Companies like Chillblast use SSDs in the gaming PCs they build for their customers. As you know, hardcore gamers demand the best and fastest kit available to keep “lag” times down to a minimum.
Image Credit: davidchief (Flickr)
Use Gigabit Ethernet
When you use a computer network, you might not realize that the bottleneck could be your network speed more than anything else.
Most networks operate at a speed of up to 100 Mbit/s. This speed is known as “Fast Ethernet.” For small offices that have five or fewer computers, this is OK. But when you have scores of people working at your premises, it’s not good enough.
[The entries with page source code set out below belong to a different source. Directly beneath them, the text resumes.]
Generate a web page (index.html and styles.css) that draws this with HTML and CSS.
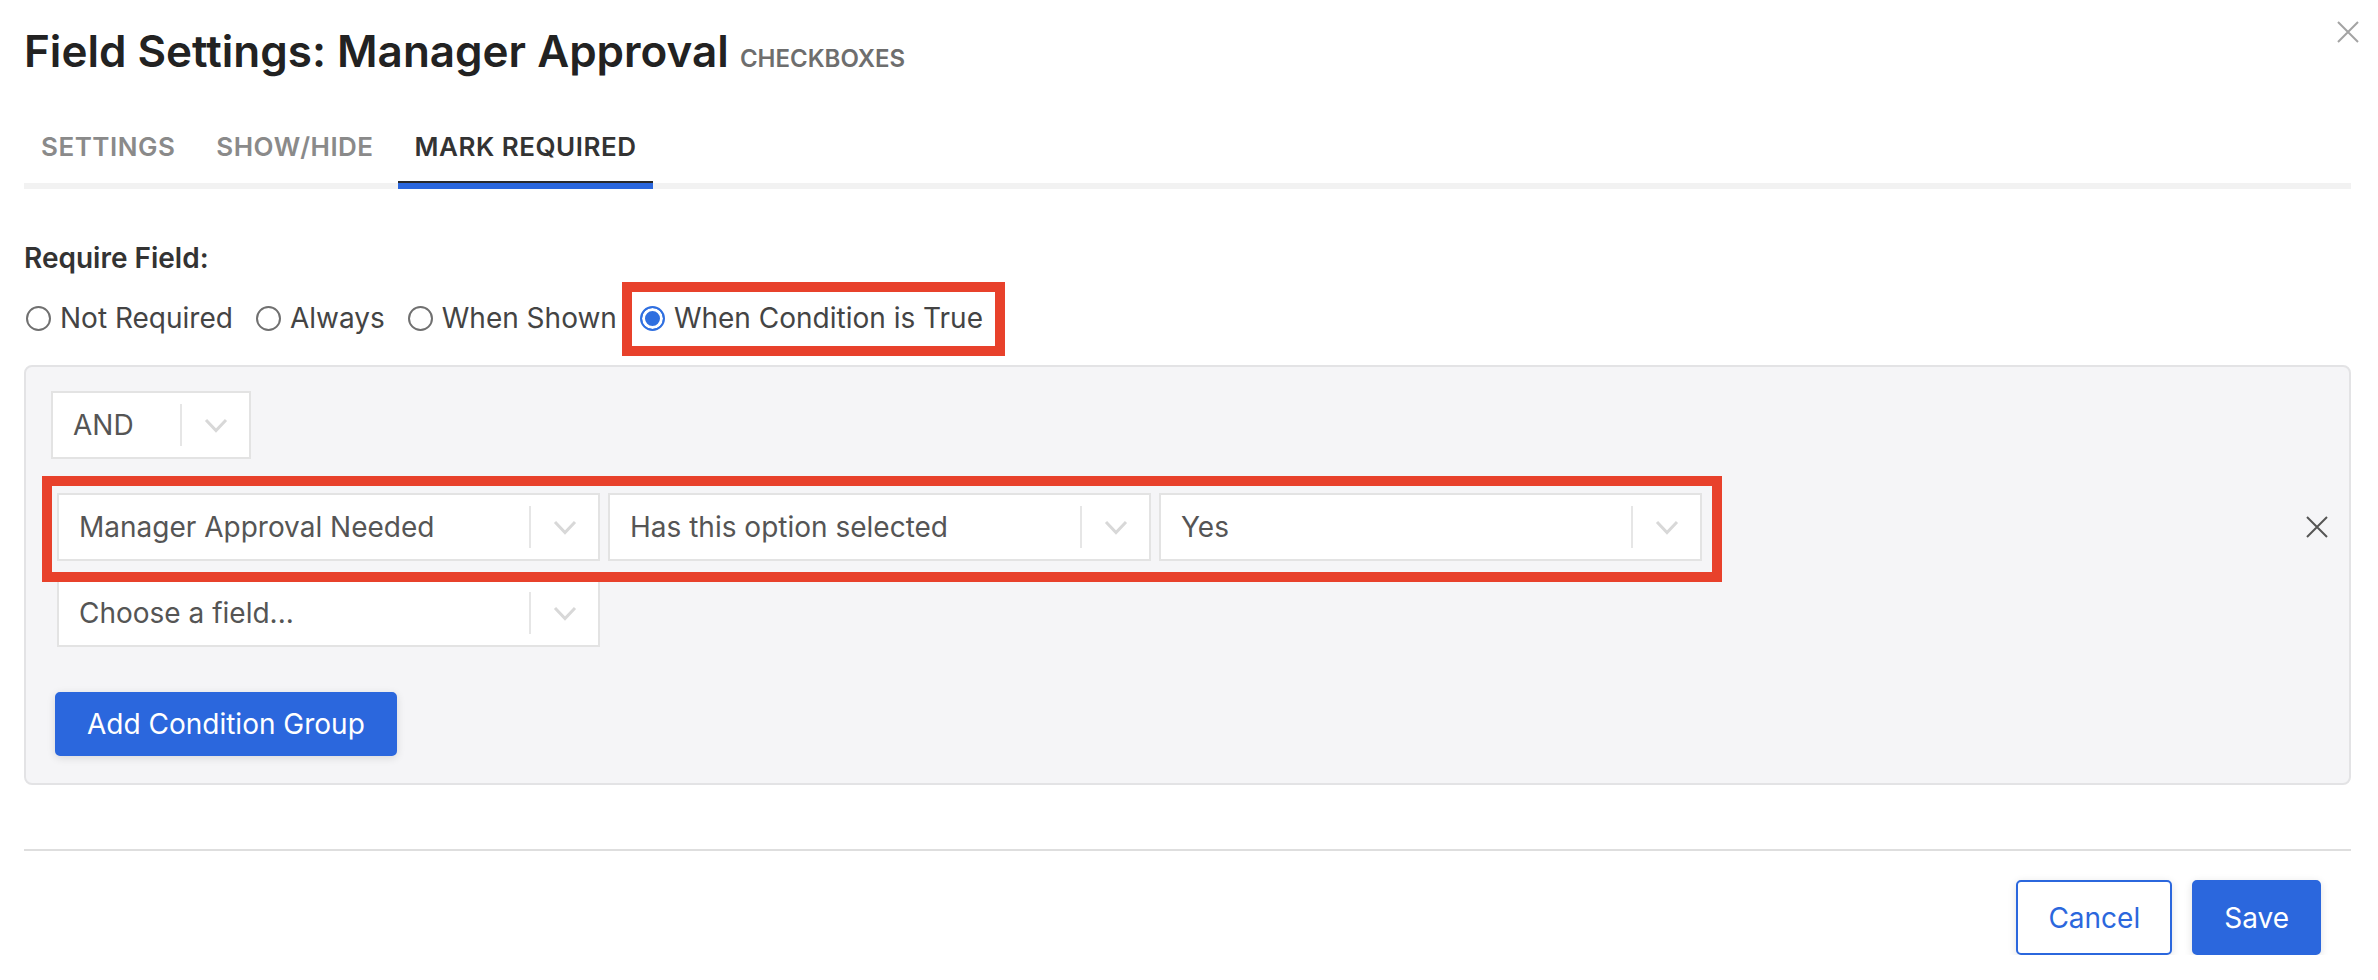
FILE: index.html
```html
<!DOCTYPE html>
<html lang="en">
<head>
<meta charset="UTF-8">
<meta name="viewport" content="width=device-width, initial-scale=1.0">
<title>Field Settings: Manager Approval</title>
<link rel="stylesheet" href="styles.css">
</head>
<body>
<div class="dialog">
    <div class="dialog-header">
        <h1 class="dialog-title">Field Settings: Manager Approval <span class="field-type">Checkboxes</span></h1>
        <button class="close-btn" aria-label="Close">
            <svg viewBox="0 0 22 22" width="22" height="22"><path d="M1 1L21 21M21 1L1 21" stroke="#a3a3a3" stroke-width="2" fill="none"/></svg>
        </button>
    </div>

    <div class="tabs">
        <div class="tab">Settings</div>
        <div class="tab">Show/Hide</div>
        <div class="tab active">Mark Required</div>
    </div>

    <div class="require-label">Require Field:</div>
    <div class="radio-row">
        <label class="radio"><input type="radio" name="required"> Not Required</label>
        <label class="radio"><input type="radio" name="required"> Always</label>
        <label class="radio"><input type="radio" name="required"> When Shown</label>
        <label class="radio marked"><input type="radio" name="required" checked> When Condition is True</label>
    </div>

    <div class="condition-panel">
        <div class="select select-small">
            <span class="select-value">AND</span>
            <span class="select-sep"></span>
            <span class="select-arrow"><svg viewBox="0 0 24 15" width="24" height="15"><path d="M2 2L12 12.5L22 2" stroke="#d8d8d8" stroke-width="3" fill="none"/></svg></span>
        </div>

        <div class="condition-group">
            <div class="condition-row">
                <div class="condition-fields marked">
                    <div class="select">
                        <span class="select-value">Manager Approval Needed</span>
                        <span class="select-sep"></span>
                        <span class="select-arrow"><svg viewBox="0 0 24 15" width="24" height="15"><path d="M2 2L12 12.5L22 2" stroke="#d8d8d8" stroke-width="3" fill="none"/></svg></span>
                    </div>
                    <div class="select">
                        <span class="select-value">Has this option selected</span>
                        <span class="select-sep"></span>
                        <span class="select-arrow"><svg viewBox="0 0 24 15" width="24" height="15"><path d="M2 2L12 12.5L22 2" stroke="#d8d8d8" stroke-width="3" fill="none"/></svg></span>
                    </div>
                    <div class="select">
                        <span class="select-value">Yes</span>
                        <span class="select-sep"></span>
                        <span class="select-arrow"><svg viewBox="0 0 24 15" width="24" height="15"><path d="M2 2L12 12.5L22 2" stroke="#d8d8d8" stroke-width="3" fill="none"/></svg></span>
                    </div>
                </div>
                <button class="remove-btn" aria-label="Remove condition">
                    <svg viewBox="0 0 22 22" width="22" height="22"><path d="M1 1L21 21M21 1L1 21" stroke="#555" stroke-width="2" fill="none"/></svg>
                </button>
            </div>
            <div class="condition-row">
                <div class="select">
                    <span class="select-value">Choose a field...</span>
                    <span class="select-sep"></span>
                    <span class="select-arrow"><svg viewBox="0 0 24 15" width="24" height="15"><path d="M2 2L12 12.5L22 2" stroke="#d8d8d8" stroke-width="3" fill="none"/></svg></span>
                </div>
            </div>
        </div>

        <button class="btn btn-primary add-group">Add Condition Group</button>
    </div>

    <div class="dialog-footer">
        <button class="btn btn-outline">Cancel</button>
        <button class="btn btn-primary">Save</button>
    </div>
</div>
</body>
</html>
```

FILE: styles.css
```css
body {
    margin: 0;
    font-family: Inter, "Noto Sans", sans-serif;
    color: #444;
    background: #fff;
}
.dialog {
    padding: 25px 27px 0 24px;
}
.dialog-header {
    display: flex;
    justify-content: space-between;
    align-items: flex-start;
}
.dialog-title {
    margin: 0;
    font-size: 44px;
    line-height: 52px;
    font-weight: 600;
    color: #222;
}
.field-type {
    font-size: 24px;
    font-weight: 600;
    color: #6e6e6e;
    text-transform: uppercase;
}
.close-btn, .remove-btn {
    background: none;
    border: 0;
    padding: 0;
    width: 22px;
    height: 22px;
    cursor: pointer;
}
.close-btn {
    margin: -4px -8px 0 0;
}

/* tab strip */
.tabs {
    display: flex;
    gap: 7px;
    margin-top: 26px;
    border-bottom: 6px solid #f2f2f2;
}
.tab {
    padding: 20px 17px;
    font-size: 26px;
    line-height: 32px;
    font-weight: 600;
    letter-spacing: 0.5px;
    text-transform: uppercase;
    color: #8a8a8a;
    margin-bottom: -6px;
    border-bottom: 6px solid transparent;
}
.tab.active {
    color: #333;
    border-bottom-color: #2b67dd;
    box-shadow: inset 0 -2px 0 #2a2a2a;
}

.require-label {
    margin-top: 53px;
    font-size: 28px;
    line-height: 32px;
    font-weight: 600;
    color: #333;
}
.radio-row {
    display: flex;
    gap: 21px;
    margin-top: 24px;
    font-size: 28px;
    line-height: 40px;
}
.radio {
    position: relative;
    display: flex;
    align-items: center;
    gap: 9px;
}
.radio input {
    appearance: none;
    -webkit-appearance: none;
    width: 25px;
    height: 25px;
    margin: 0 0 0 2px;
    border: 2px solid #707070;
    border-radius: 50%;
    background: #fff;
}
.radio input:checked {
    border-color: #2f6fe0;
    background: #2f6fe0;
    box-shadow: inset 0 0 0 3px #fff;
}

/* red callout frames */
.marked::after {
    content: "";
    position: absolute;
    border: 10px solid #e8412b;
    pointer-events: none;
}
.radio.marked::after {
    left: -16px;
    right: -22px;
    top: -16px;
    bottom: -18px;
}

.condition-panel {
    margin-top: 27px;
    border: 2px solid #e3e3e5;
    border-radius: 8px;
    background: #f5f5f7;
    padding: 24px 25px 27px 25px;
}
.select {
    display: flex;
    align-items: center;
    box-sizing: border-box;
    width: 543px;
    height: 68px;
    border: 2px solid #e3e3e3;
    background: #fff;
}
.select-small {
    width: 200px;
}
.select-value {
    flex: 1;
    padding-left: 20px;
    font-size: 28px;
    color: #555;
    white-space: nowrap;
}
.select-sep {
    width: 2px;
    height: 42px;
    background: #e6e6e6;
}
.select-arrow {
    width: 67px;
    display: flex;
    justify-content: center;
}
.condition-group {
    margin-top: 34px;
    padding-left: 6px;
}
.condition-row {
    display: flex;
    align-items: center;
}
.condition-row + .condition-row {
    margin-top: 18px;
}
.condition-fields {
    position: relative;
    display: flex;
    gap: 8px;
}
.condition-fields.marked::after {
    left: -15px;
    right: -20px;
    top: -17px;
    bottom: -21px;
}
.remove-btn {
    margin-left: auto;
    margin-right: -4px;
}

.btn {
    box-sizing: border-box;
    font-family: inherit;
    font-size: 28px;
    border: 2px solid #2b67dd;
    border-radius: 5px;
    padding: 0 30px;
    box-shadow: 0 2px 8px rgba(0, 0, 0, 0.12);
    cursor: pointer;
}
.btn-primary {
    background: #2b67dd;
    color: #fff;
}
.btn-outline {
    background: #fff;
    color: #2b67dd;
}
.add-group {
    margin: 45px 0 0 4px;
    height: 64px;
}
.dialog-footer {
    display: flex;
    justify-content: flex-end;
    gap: 20px;
    margin-top: 64px;
    padding: 29px 30px 0 0;
    border-top: 2px solid #dedede;
}
.dialog-footer .btn {
    height: 75px;
}
```
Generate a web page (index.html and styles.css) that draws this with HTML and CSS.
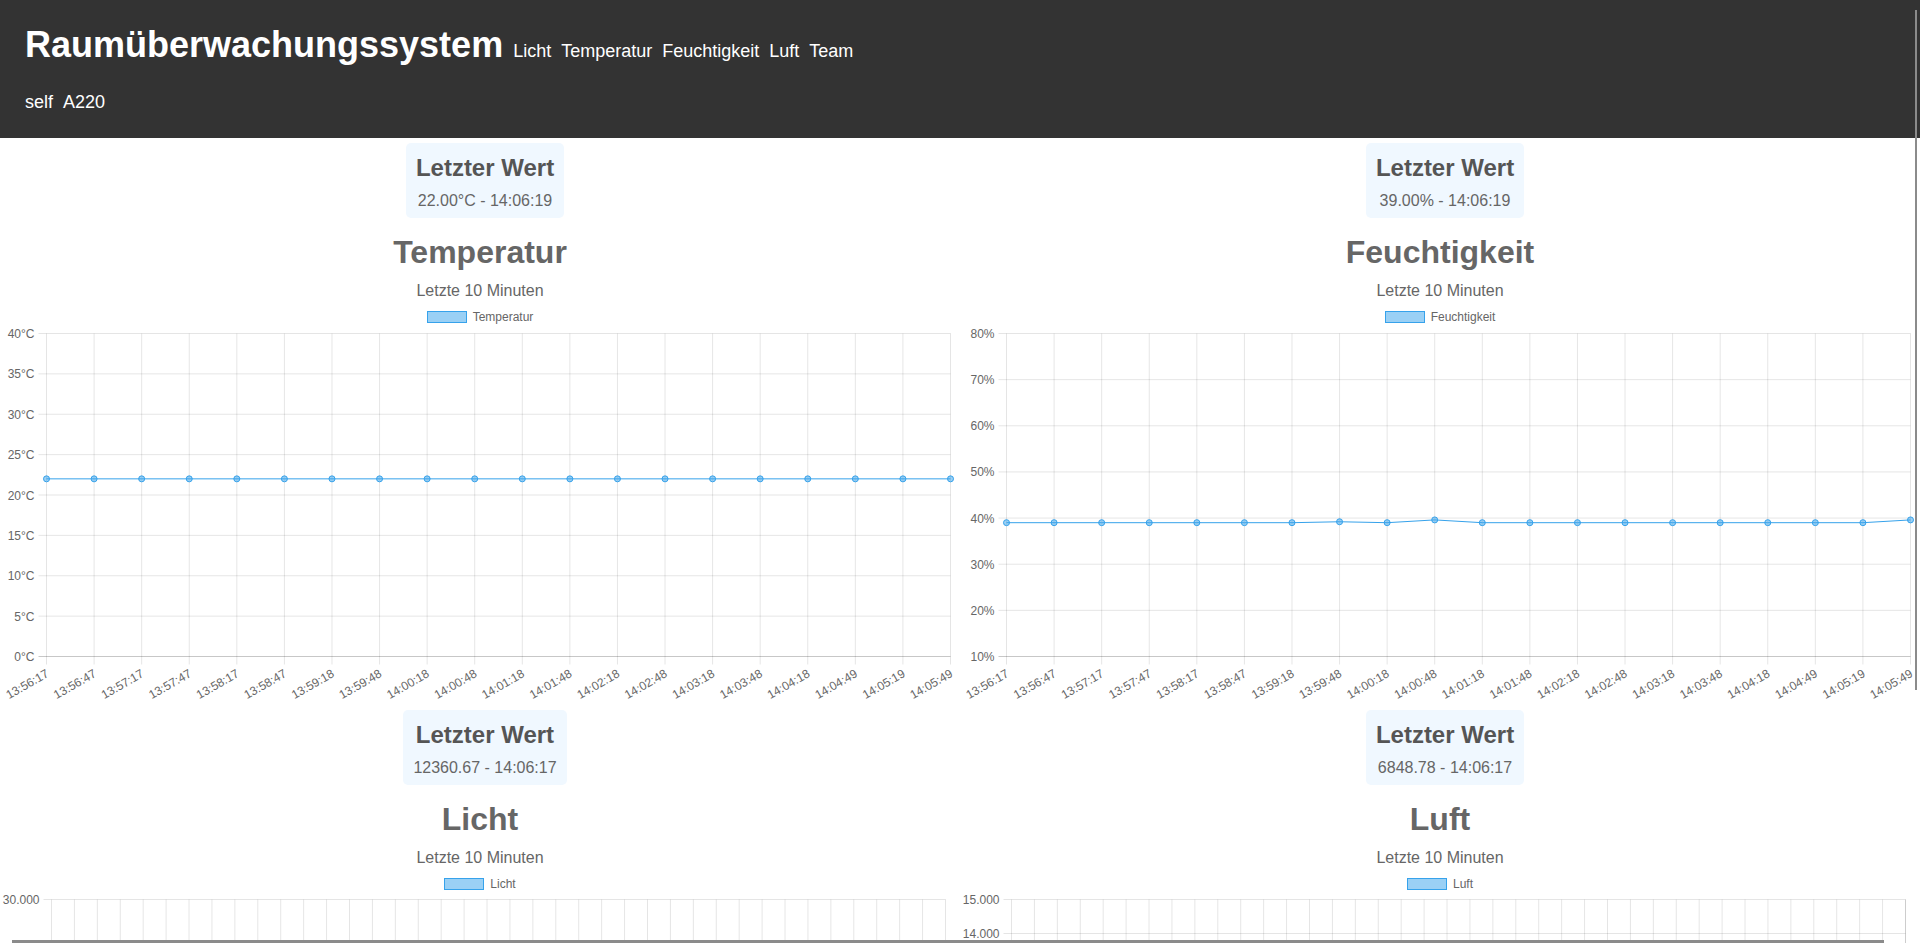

In those cases, it is best to upgrade to a Gigabit Ethernet network. As you might have guessed, Gigabit Ethernet runs at a speed of up to 1,000 Mbit/s. That means there is more bandwidth available.
Confused? Let me use an analogy to help illustrate what I mean. Let’s say that you drive a bus with 20 seats on it. We’ll call it the “Fast” bus. When those seats are full, other passengers have to wait until they are empty to sit down on them.
The “Gigabit” bus offers a mighty 50 seats, and so fewer people have to wait for available seats! Your “bus” travels in different directions all the time. With the Gigabit bus, people don’t have to wait at their bus stops for long before they can get on your bus!
Weird sort of analogy I know, but, in essence, a network is just a series of bus routes. If there isn’t enough capacity on each bus, your passengers (i.e. your data) has to wait for the next bus.
Upgrading to Gigabit Ethernet isn’t as expensive as you might think. Most people use Cat5e cable, which supports Gigabit Ethernet, as well as the slower “Fast” Ethernet. All you need to do is replace any network gadgets like switches and routers for those that have Gigabit Ethernet ports.
Today’s modern PCs and laptops have Gigabit Ethernet ports as standard, so you will seldom need to do any upgrades there.
Upgrade your Internet connection
Last but not least, another annoying bottleneck in the office is the Internet connection. Most businesses use broadband or fiber connections to get online. The former is more affordable but slower. While the later costs more but offers the best performance.
It’s worth considering how fast an Internet connection you need for your office. Do your workers upload and download large files each day? If so, a fiber connection will ensure things get done fast.
But what if people only surf the web, as well as send and receive emails? In those cases, a standard broadband connection will suffice.
Let’s say that you already pay for a fast Internet connection. Have you noticed how slow it is lately? It’s worth diagnosing the cause of the problem. Common sources of slow Internet speeds include:
- A faulty router. If turning it off and back on again doesn’t help, you might need to replace it;
- A faulty telephone socket. Sometimes old sockets or those in damp areas can cause a lot of “line noise”;
- A faulty network cable. Believe it or not, a damaged cable can prevent data from getting sent successfully.
Image Credit: dherholz (Flickr)
If you have an ADSL-based Internet connection, the issue might even be out of your control. To give you a recent example, a business owner friend’s Internet was quite slow. It turned out that the copper cable going from his premises to the local telephone cabinet was damaged.
As soon as that got replaced, his workers soon enjoyed fast Internet speeds again!